There will be practical and commercial risks when choosing a cloud service, but these can be mitigated through due diligence by focusing on the service contract.
Firstly, according to Rob Bratby, managing partner at law firm Olswang Asia, the business must understand what it needs and what it will get from the cloud service. Depending on the complexity and value of the services, businesses may prepare their own service description or start with the vendor's version.
Ultimately the service description should comprehensively set out the business needs. "If it doesn't, it must be challenged and any inadequacies should be dealt with. If this isn't done, the risk is that the service contract for cloud services that may prove to be lacking later down the line. The same goes for pricing, service levels and service credits, rights to exit, rights to change the services, security plans and standards, disaster recovery arrangements and governance arrangements," added Bratby.
At this stage, subject matter experts, commercial leaders and lawyers should be roped in to help with the review, he advised.
Second, the service contract must enable the business to comply with its own obligations, be they contractual, regulatory and legal, according to the lawyer.
Bratby points to two prongs of attack which can help:
- The service contract should include rights to reports, review, monitor and audit. This way, issues should be spotted at the early stages. Businesses should also ensure control rights so that issues can be resolved by making changes to any of the details set out in the service contract.
- Obligations that businesses are subject to in contracts with third parties (including customers, employees and counterparties) and under regulations and laws should be passed down to the vendor in the service contract.
"This is a legal and a practical issue. The service contract should include sufficient termination rights for the business (e.g. for default, change of control, insolvency, service deterioration, security/confidentiality breach, regulatory requirements) and, in any event, the service contract should not be evergreen; it should be for a fixed period of time to force the business to take stock of affairs," said Bratby.
Clause for exit useful
According to Matthew Hunter, associate at Olswang Asia, including a right for the business to exit at will is also useful but may come at a cost. "Although, an advantage of cloud may be that pay-as-you-go services allow for flexibility here," he noted.
On the practical side, the service contract should include a plan detailing the steps to be taken on exit, the assistance the vendor must provide and how data will be extracted from the vendor, added Hunter. "This last point is imperative so that businesses comply with their confidentiality, privacy and security obligations.
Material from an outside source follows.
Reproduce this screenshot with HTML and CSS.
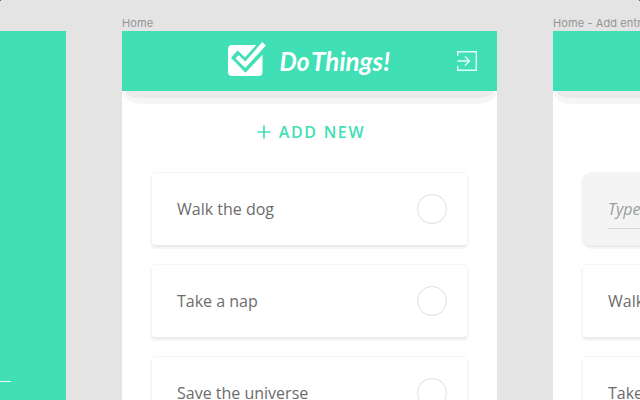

Regulators would often expect businesses to ensure that data is returned or destroyed upon request at the end of a contract's life," said the Olswang associate.
One final area is intellectual property risk, as cloud services may involve the use of software and other intellectual property rights under a licence, noted Hunter. The business could be dragged into a legal dispute in the event of third party claims of infringement against the cloud service provider.
"Vendors should be expected to protect businesses from this risk by providing an intellectual property indemnity in the service contract in favor of the business," said Hunter.